In telecommunications (telecom) and satellite communications (satcom), bandpass filters are essential for selecting the signal of interest from background noise by filtering specific bandwidths. As modern fiber optic networks increasingly use wavelength-division multiplexing (WDM) to improve data transfer efficiency, the proximity of multiple channels raises the risk of cross-talk and data degradation.

High-quality bandpass filters help by allowing only a narrow range of frequencies to pass through, blocking nearby channel interference. Wavelength-division multiplexing has become a preferred technology for transmitting large amounts of data in corporate networks, and it relies heavily on bandpass filters to ensure only desired wavelengths (light colors) are transmitted, maintaining signal integrity.

In satellite communications (satcom), high selectivity for a specific central wavelength is critical. It ensures high transmittance in the signal band while effectively blocking all other wavelengths. Satcom instruments often require larger diameter windows compared to other applications, and filters with steep blocking edges are essential to isolate specific channels and prevent cross-communication.
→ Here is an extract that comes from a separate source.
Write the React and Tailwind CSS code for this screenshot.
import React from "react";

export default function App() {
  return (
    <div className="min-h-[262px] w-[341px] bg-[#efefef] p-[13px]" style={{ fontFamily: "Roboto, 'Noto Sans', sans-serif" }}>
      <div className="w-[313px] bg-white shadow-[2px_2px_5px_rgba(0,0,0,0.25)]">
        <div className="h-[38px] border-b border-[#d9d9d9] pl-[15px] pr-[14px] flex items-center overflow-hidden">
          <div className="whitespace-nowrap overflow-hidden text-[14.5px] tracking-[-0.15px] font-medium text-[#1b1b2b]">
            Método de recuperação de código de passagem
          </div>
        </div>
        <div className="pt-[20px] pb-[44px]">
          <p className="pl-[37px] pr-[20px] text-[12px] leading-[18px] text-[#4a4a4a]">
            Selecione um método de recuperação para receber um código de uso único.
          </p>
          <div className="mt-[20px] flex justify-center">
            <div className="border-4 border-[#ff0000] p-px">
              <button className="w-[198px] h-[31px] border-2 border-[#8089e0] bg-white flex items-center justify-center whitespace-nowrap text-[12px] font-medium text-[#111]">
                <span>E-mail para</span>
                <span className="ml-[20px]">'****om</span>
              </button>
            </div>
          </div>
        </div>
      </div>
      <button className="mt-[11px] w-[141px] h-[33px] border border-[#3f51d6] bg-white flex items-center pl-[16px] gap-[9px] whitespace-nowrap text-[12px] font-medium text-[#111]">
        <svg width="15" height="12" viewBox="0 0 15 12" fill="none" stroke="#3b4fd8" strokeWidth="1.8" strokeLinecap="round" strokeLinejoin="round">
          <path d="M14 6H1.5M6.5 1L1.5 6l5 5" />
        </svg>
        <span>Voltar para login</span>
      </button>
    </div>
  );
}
Solar rejection bandpass filters are frequently used at the input of a satcom optical communication port. These filters transmit the SWIR telecom bands while blocking background solar radiation, which enhances signal quality and prevents solar-induced heating within the satellite, further improving system performance.

Spectral Shaping

A bandpass filter controls the incoming light spectrum by selectively allowing only a specific range of wavelengths to pass through. The precision of this filtering—such as how sharply it cuts off unwanted frequencies, the width of the transmitted bandwidth, and the central wavelength—depends on the design of the bandpass filter.